For all the Democrat (and RINO) objections to getting it done, Trump is STILL finding a way to build that wall.
Trump has faced a Republican Congress that was unwilling or unable to get it done, stalling tactics by Chuck Schumer, #restance tactics and direct opposition from Nancy Pelosi’s House, and any number of court challenges.
And yet, Trump still found a way to move it forward. And he didn’t even have to take a page out of Obama’s playbook and throw out the Constitution to push forward his agenda.
He got creative, in finding solutions, sure. But he remained within the four corners of powers that were within his authority.
Here’s what we know:
President Donald Trump will transfer another $7.2 billion from Pentagon accounts in 2020 to build the promised border wall, according to the Washington Post.
The paper reported January 13 that the president would use his national emergency powers to:
divert an additional $7.2 billion in Pentagon funding for border wall construction this year, five times what Congress authorized him to spend on the project in the 2020 budget, according to internal planning figures obtained by The Washington Post.
The Pentagon funds would be extracted, for the second year in a row, from military construction projects and counternarcotics funding. According to the plans, the funding would give the government enough money to complete [a total of] approximately 885 miles of new fencing by spring 2022, far more than the 509 miles the administration has slated for the U.S. border with Mexico.
The pending transfer, if not blocked by Congress or the courts, would bump up his border wall spending to $18.4 billion.
So far, Trump’s deputies have built a little over 100 miles of upgraded “wall system” and are in the process of planning and building another 350 miles.
Now, the objection to this funding will be (as it has been before) that this takes money away from Pentagon budgets and makes Americans less safe in the process.
Let’s have a Senator with some actual real-world knowledge answer that question. Hugh Hewitt pitched that question to Senator Inhofe at the end of an interview covering some other topics, including Impeachment, Iran and the Navy Budget. Here are the closing questions of the interview:
HH: Last question, Senator Inhofe, I know you’re waiting for a plane, the President has diverted another $7.5 billion dollars from the Pentagon budget to build the fence. I’m all for that, by the way. I believe that that is an absolutely necessary visible expression of an inward resolve to control our border. Do you think it hurts in any way any acquisition of importance to the military?
JI: Well, yeah, it is important. And you know, you’re talking to the right person, because I was a builder and developer on that border down there for 25 years. I know the border. I know it. I also know that when our troops are down there, they’re getting training that is better than their in-house training they get at home. And so this is taking place right now. And you’ve got to keep in mind. That border is, we’re not talking about Mexico. We’re talking about terrorists coming across that border. And we are in the position to stop that now.
HH: So you support the diversion of funds to build the wall?
JI: Yeah, I do.
HH: And does it in any way negatively impact the military, because I don’t think it does. I don’t think we lose a ship. I don’t think we lose a missile. I think we lose some facilities that would otherwise be built on bases.

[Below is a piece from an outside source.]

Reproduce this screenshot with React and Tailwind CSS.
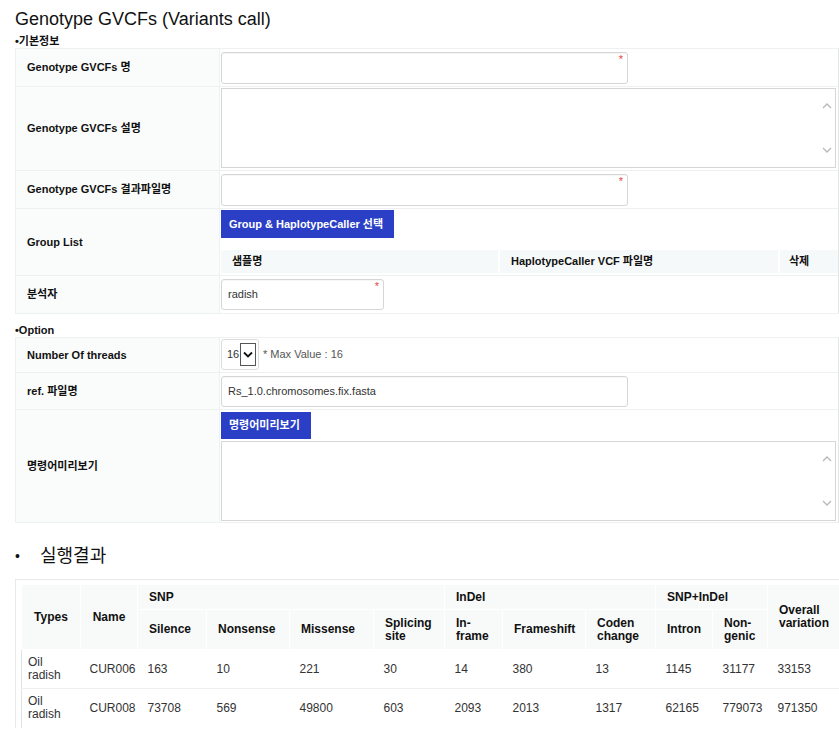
import React from "react";

const FONT = "font-['Liberation_Sans','Noto_Sans_CJK_KR',sans-serif]";

function Req() {
  return (
    <span className="absolute right-[4px] top-[1px] text-[11px] leading-[11px] text-[#e5483f]">*</span>
  );
}

function Input({ w = "w-[407px]", h = "h-[32px]", value, req }) {
  return (
    <div
      className={`relative ${w} ${h} rounded-[3px] border border-[#d6d6d6] bg-white shadow-[inset_0_1px_1px_rgba(0,0,0,0.04)] flex items-center pl-[6px] text-[11px] text-[#333]`}
    >
      {value}
      {req && <Req />}
    </div>
  );
}

function TextArea() {
  return (
    <div className="relative h-[80px] w-[615px] border border-[#d6d6d6] bg-white">
      <svg className="absolute right-[3px] top-[13px]" width="10" height="7" viewBox="0 0 10 7">
        <path d="M1 6 L5 2 L9 6" fill="none" stroke="#b8b8b8" strokeWidth="1.3" />
      </svg>
      <svg className="absolute right-[3px] bottom-[13px]" width="10" height="7" viewBox="0 0 10 7">
        <path d="M1 1 L5 5 L9 1" fill="none" stroke="#b8b8b8" strokeWidth="1.3" />
      </svg>
    </div>
  );
}

function Row({ label, children, last, pad = "pt-[3px] pb-[2px]" }) {
  return (
    <div className={`flex ${last ? "" : "border-b border-[#eef1f1]"}`}>
      <div className="w-[204px] shrink-0 bg-[#fafcfc] border-r border-[#eef1f1] flex items-center pl-[11px] text-[11px] font-bold text-[#111]">
        {label}
      </div>
      <div className={`flex-1 pl-[1px] ${pad}`}>{children}</div>
    </div>
  );
}

const cols = [59, 57, 69, 83, 84, 71, 58, 83, 70, 57, 55, 72];

const data = [
  ["Oil radish", "CUR006", "163", "10", "221", "30", "14", "380", "13", "1145", "31177", "33153"],
  ["Oil radish", "CUR008", "73708", "569", "49800", "603", "2093", "2013", "1317", "62165", "779073", "971350"],
];

export default function App() {
  const base = "bg-[#f8fafa] border border-white align-middle font-bold text-[12px] leading-[13px] text-[#111]";
  const th = `${base} text-left pl-[11px]`;
  const thc = `${base} text-center`;
  return (
    <div className={`${FONT} w-[839px] min-h-[733px] bg-white text-[#222] overflow-hidden`}>
      <h1 className="pl-[15px] pt-[7px] text-[18px] leading-[24px] font-normal text-[#111]">
        Genotype GVCFs (Variants call)
      </h1>
      <div className="pl-[15px] mt-[3px] text-[11px] leading-[14px] font-bold text-[#111]">•기본정보</div>

      <div className="ml-[15px] w-[824px] border border-[#eef1f1] border-r-[#e4e6e6]">
        <Row label="Genotype GVCFs 명">
          <Input req />
        </Row>
        <Row label="Genotype GVCFs 설명" pad="pt-[1px] pb-[2px]">
          <TextArea />
        </Row>
        <Row label="Genotype GVCFs 결과파일명">
          <Input req />
        </Row>
        <Row label="Group List" pad="pt-[1px] pb-[2px]">
          <div className="w-[173px] h-[28px] bg-[#2a3fc6] text-white font-bold text-[11px] flex items-center px-[8px]">
            Group &amp; HaplotypeCaller 선택
          </div>
          <div className="mt-[12px] flex h-[23px] text-[11px] font-bold text-[#111]">
            <div className="w-[279px] bg-[#f6f9f9] border-r-2 border-white flex items-center pl-[11px]">샘플명</div>
            <div className="w-[280px] bg-[#f6f9f9] border-r-2 border-white flex items-center pl-[11px]">HaplotypeCaller VCF 파일명</div>
            <div className="flex-1 bg-[#f6f9f9] flex items-center pl-[9px]">삭제</div>
          </div>
        </Row>
        <Row label="분석자" last pad="pt-[3px] pb-[3px]">
          <Input w="w-[163px]" h="h-[31px]" value="radish" req />
        </Row>
      </div>

      <div className="pl-[15px] mt-[9px] text-[11px] leading-[14px] font-bold text-[#111]">•Option</div>

      <div className="ml-[15px] w-[824px] border border-[#eef1f1] border-r-[#e4e6e6]">
        <Row label="Number Of threads" pad="pt-[1px] pb-[2px]">
          <div className="flex items-center h-[31px]">
            <div className="w-[38px] h-[31px] rounded-[3px] border border-[#dcdcdc] flex items-center pl-[5px] text-[11px] text-[#333]">
              16
              <div className="ml-[1px] w-[16px] h-[23px] border border-[#555] bg-white flex items-center justify-center">
                <svg width="10" height="7" viewBox="0 0 10 7">
                  <path d="M1 1.5 L5 5.5 L9 1.5" fill="none" stroke="#111" strokeWidth="1.8" />
                </svg>
              </div>
            </div>
            <span className="ml-[4px] text-[11px] text-[#555]">* Max Value : 16</span>
          </div>
        </Row>
        <Row label="ref. 파일명" pad="pt-[3px] pb-[2px]">
          <Input h="h-[31px]" value="Rs_1.0.chromosomes.fix.fasta" />
        </Row>
        <Row label="명령어미리보기" last pad="pt-[2px] pb-[1px]">
          <div className="w-[90px] h-[27px] bg-[#2a3fc6] text-white font-bold text-[11px] flex items-center px-[8px]">
            명령어미리보기
          </div>
          <div className="mt-[2px]">
            <TextArea />
          </div>
        </Row>
      </div>

      <div className="mt-[20px] h-[26px] flex items-center text-[18px] text-[#111]">
        <span className="pl-[15px] w-[40px] text-[14px]">•</span>
        <span>실행결과</span>
      </div>

      <div className="mt-[10px] ml-[15px] border-l border-t border-[#e8eaea] pt-[4px] pl-[5px]">
        <table className="table-fixed border-collapse border-l border-[#e2e4e4]" style={{ width: 818 }}>
          <colgroup>
            {cols.map((c, i) => (
              <col key={i} style={{ width: c }} />
            ))}
          </colgroup>
          <thead>
            <tr className="h-[25px]">
              <th rowSpan={2} className={thc}>Types</th>
              <th rowSpan={2} className={thc}>Name</th>
              <th colSpan={4} className={th}>SNP</th>
              <th colSpan={3} className={th}>InDel</th>
              <th colSpan={2} className={th}>SNP+InDel</th>
              <th rowSpan={2} className={th}>
                Overall
                <br />
                variation
              </th>
            </tr>
            <tr className="h-[40px]">
              <th className={th}>Silence</th>
              <th className={th}>Nonsense</th>
              <th className={th}>Missense</th>
              <th className={th}>
                Splicing
                <br />
                site
              </th>
              <th className={th}>
                In-
                <br />
                frame
              </th>
              <th className={th}>Frameshift</th>
              <th className={th}>
                Coden
                <br />
                change
              </th>
              <th className={th}>Intron</th>
              <th className={th}>
                Non-
                <br />
                genic
              </th>
            </tr>
          </thead>
          <tbody>
            {data.map((r, ri) => (
              <tr key={ri} className="h-[39px] border-t border-[#eef0f0]">
                {r.map((v, ci) => (
                  <td
                    key={ci}
                    className={`text-[12px] leading-[13px] text-[#333] align-middle ${
                      ci === 0 ? "pl-[6px]" : ci === 1 ? "pl-[9px]" : "pl-[10px]"
                    }`}
                  >
                    {ci === 0 ? (
                      <>
                        Oil
                        <br />
                        radish
                      </>
                    ) : (
                      v
                    )}
                  </td>
                ))}
              </tr>
            ))}
          </tbody>
        </table>
      </div>
    </div>
  );
}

JI: No, and the reason I say that, Hugh, is that they’re getting a type of training. Those individuals are getting a training that’s much more valuable than the training that they would get at fort, and that’s not, you know, that value has to be considered, because we’re going to spend X dollars on training in the military anyway. Let’s do it where it’s most effective. Let’s do it where we could do that and also solve the border problem.